Heiko Wiechern, business manager for Local 254 of the Plumbers and Steamfitters Union, said the Chinese workers have been seen installing piping systems for a new coin-plating line being installed at the Mint’s coin-making plant on Lagimodiere Boulevard.
“I have about 50 guys laid off right now who could do that work,” Wiechern said. “It’s not a union issue,” he added, noting there are likely non-union tradespeople available who also could do the work. But it would be nice to keep that work here, locally, and have those tax dollars being circulated here.”
A spokesperson for the mint said the foreign workers are employees of PAL Surface Treatment Systems Ltd., the Chinese firm that won the contract to provide all of the design, fabrication, delivery, installation, testing and training work for the new plating line.
“The complexity of the design of the plating equipment requires that the installation (including the installation of pipes and exhaust ducting), commissioning, testing and training services be provided by the vendor of the equipment,” Christine Aquino said. “The work provided by PAL technicians at the mint’s Winnipeg facility is limited to the provision of such services.”
Aquino said a total of 130 local tradespeople will have worked on the project between the time it started — October 2011 — and the time it’s completed in June of this year, including about 100 people currently working on the site.
“The investments being made in the expansion of the mint’s plating facility are over 75 per cent Canadian-based,” she added.
She said installing piping systems is just part of what the Chinese workers are doing. They’re also doing other specialized work local tradesmen would not have been able to do. She said PAL also obtained all of the federal approvals required to bring temporary foreign workers into the country.
Wiechern said the union realizes there are times foreign workers are needed, but it questions why they’re needed for something such as installing pipes. “That’s definitely work we can do.”
He said he remembers past projects where local tradespeople installed the pipes and the company that designed the equipment only brought in an engineer and a supervisor to oversee the work.

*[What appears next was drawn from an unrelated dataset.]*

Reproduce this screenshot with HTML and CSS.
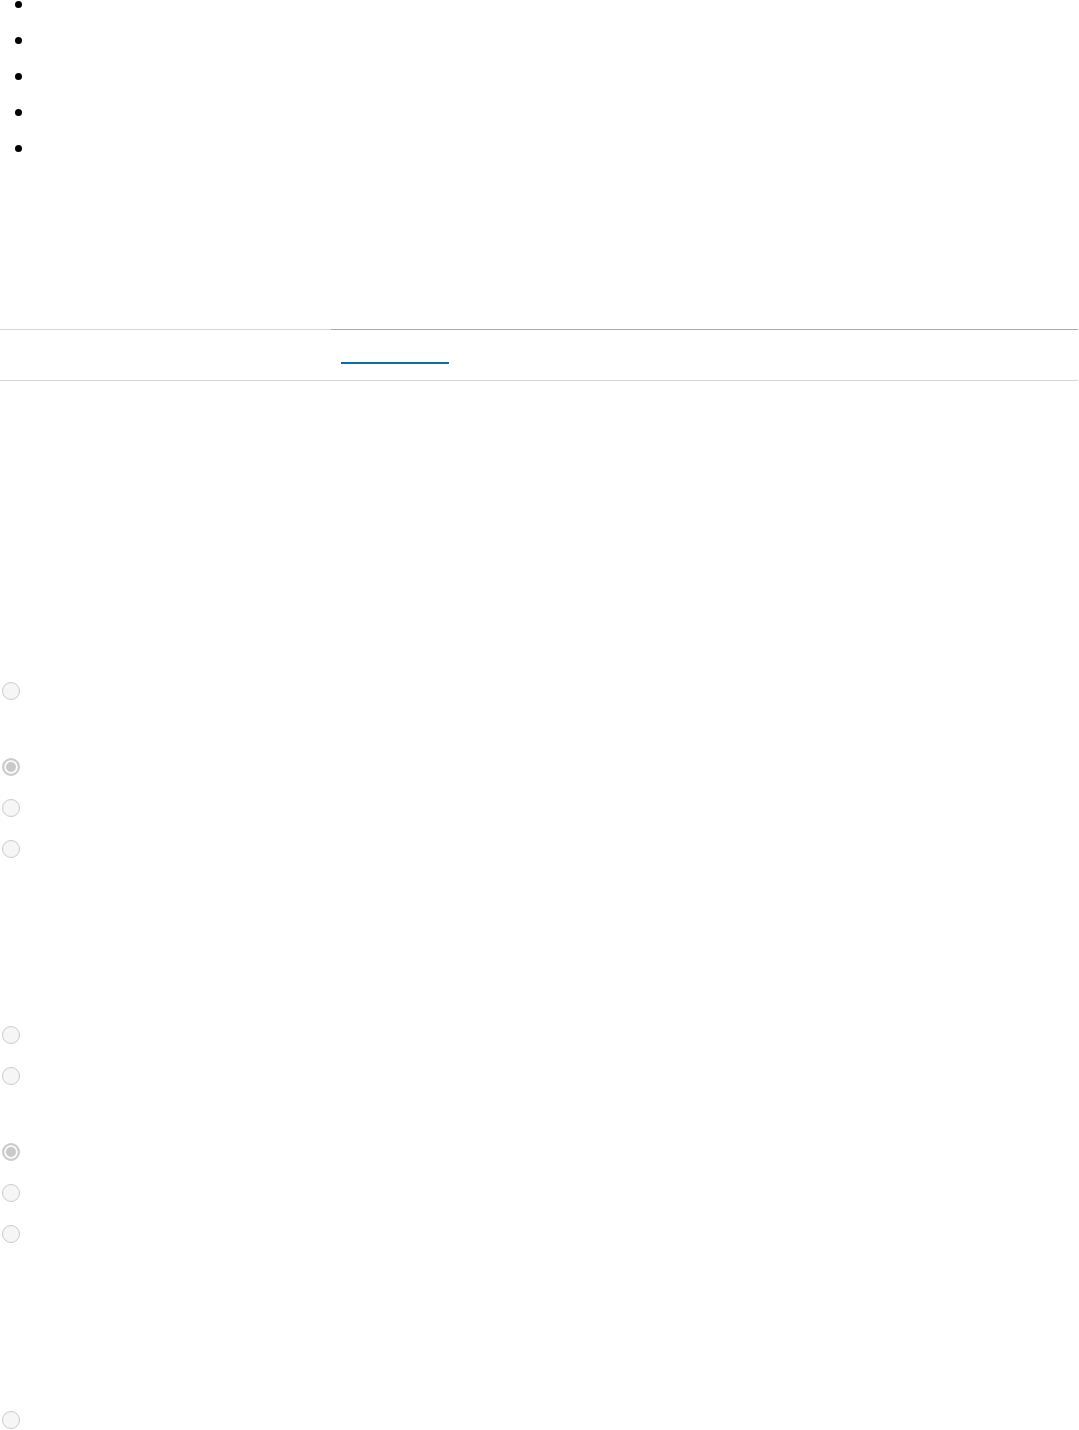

“But now they’ve taken it one step further,” he added. He said there was a similar situation in 2010, when a Chinese company working on Winnipeg’s airport terminal project brought in unlicensed electricians to help install some loading bridges. A union official complained, the province issued a stop-work order, and the Chinese company hired a local firm to do any work requiring licensed electricians.
The plumbers union doesn’t plan to file a formal complaint or stage any kind of protest at the construction site.